══ Supplied data ══

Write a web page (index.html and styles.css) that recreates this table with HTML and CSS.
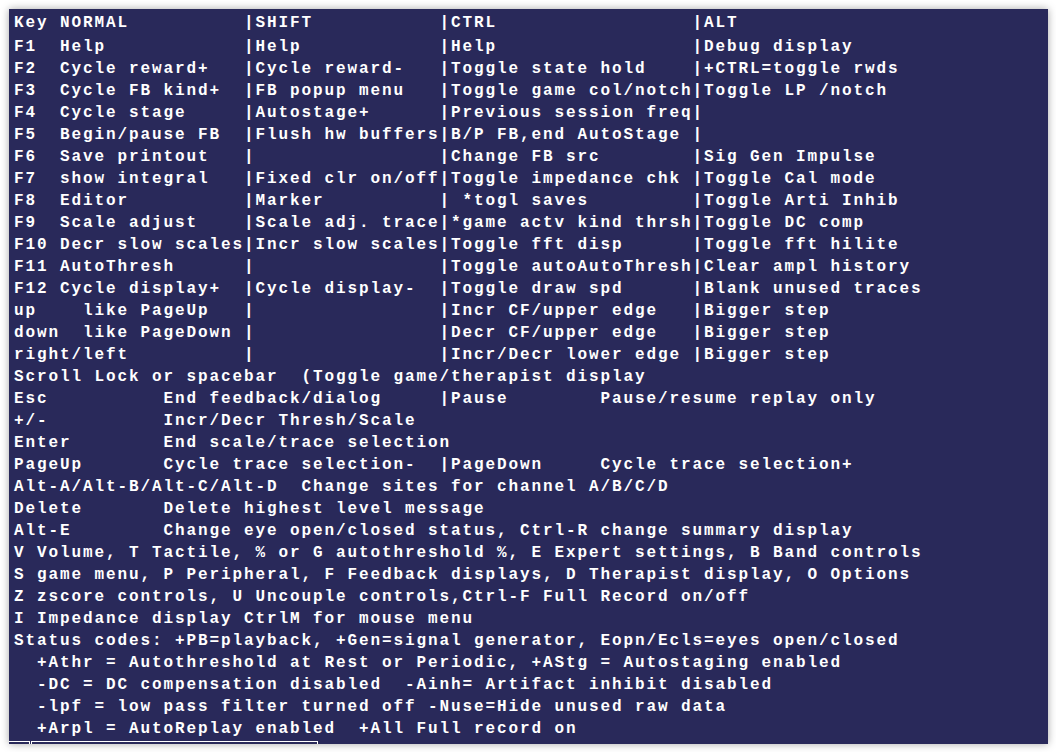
FILE: index.html
```html
<!DOCTYPE html>
<html lang="en">
<head>
    <meta charset="UTF-8">
    <title>Key help</title>
    <link rel="stylesheet" href="styles.css">
</head>
<body>
    <div class="help-panel">
        <div class="help-text help-head">Key NORMAL          |SHIFT           |CTRL                 |ALT</div>
<pre class="help-text help-body">F1  Help            |Help            |Help                 |Debug display
F2  Cycle reward+   |Cycle reward-   |Toggle state hold    |+CTRL=toggle rwds
F3  Cycle FB kind+  |FB popup menu   |Toggle game col/notch|Toggle LP /notch
F4  Cycle stage     |Autostage+      |Previous session freq|
F5  Begin/pause FB  |Flush hw buffers|B/P FB,end AutoStage |
F6  Save printout   |                |Change FB src        |Sig Gen Impulse
F7  show integral   |Fixed clr on/off|Toggle impedance chk |Toggle Cal mode
F8  Editor          |Marker          | *togl saves         |Toggle Arti Inhib
F9  Scale adjust    |Scale adj. trace|*game actv kind thrsh|Toggle DC comp
F10 Decr slow scales|Incr slow scales|Toggle fft disp      |Toggle fft hilite
F11 AutoThresh      |                |Toggle autoAutoThresh|Clear ampl history
F12 Cycle display+  |Cycle display-  |Toggle draw spd      |Blank unused traces
up    like PageUp   |                |Incr CF/upper edge   |Bigger step
down  like PageDown |                |Decr CF/upper edge   |Bigger step
right/left          |                |Incr/Decr lower edge |Bigger step
Scroll Lock or spacebar  (Toggle game/therapist display
Esc          End feedback/dialog     |Pause        Pause/resume replay only
+/-          Incr/Decr Thresh/Scale
Enter        End scale/trace selection
PageUp       Cycle trace selection-  |PageDown     Cycle trace selection+
Alt-A/Alt-B/Alt-C/Alt-D  Change sites for channel A/B/C/D
Delete       Delete highest level message
Alt-E        Change eye open/closed status, Ctrl-R change summary display
V Volume, T Tactile, % or G autothreshold %, E Expert settings, B Band controls
S game menu, P Peripheral, F Feedback displays, D Therapist display, O Options
Z zscore controls, U Uncouple controls,Ctrl-F Full Record on/off
I Impedance display CtrlM for mouse menu
Status codes: +PB=playback, +Gen=signal generator, Eopn/Ecls=eyes open/closed
  +Athr = Autothreshold at Rest or Periodic, +AStg = Autostaging enabled
  -DC = DC compensation disabled  -Ainh= Artifact inhibit disabled
  -lpf = low pass filter turned off -Nuse=Hide unused raw data
  +Arpl = AutoReplay enabled  +All Full record on</pre>
        <div class="status-strip">
            <div class="status-box first"></div>
            <div class="status-box second"></div>
        </div>
    </div>
</body>
</html>
```

FILE: styles.css
```css
body {
    margin: 0;
    padding: 9px 8px 8px 9px;
    background-color: #fff;
}
.help-panel {
    width: 1039px;
    height: 735px;
    background-color: #29295a;
    box-shadow: 0 0 8px rgba(0, 0, 0, 0.35);
    display: flex;
    flex-direction: column;
}
.help-text {
    margin: 0;
    padding-left: 5px;
    color: #fff;
    font-family: "Liberation Mono", monospace;
    font-weight: bold;
    font-size: 16px;
    letter-spacing: 1.9px;
    line-height: 22px;
    white-space: pre;
}
.help-head {
    padding-top: 3px;
    margin-bottom: 2px;
}
.help-body {
    flex: 1;
    overflow: hidden;
}
.status-strip {
    height: 3px;
    display: flex;
    overflow: hidden;
}
.status-box {
    height: 10px;
    border-top: 1px solid #fff;
    box-sizing: border-box;
}
.first {
    width: 21px;
    border-right: 1px solid #fff;
}
.second {
    width: 287px;
    margin-left: 1px;
    border-left: 1px solid #fff;
    border-right: 1px solid #fff;
}
```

═══

◆ What the task asks: Give only the number of lines above that hold the string "styles".

◆ Answer: 3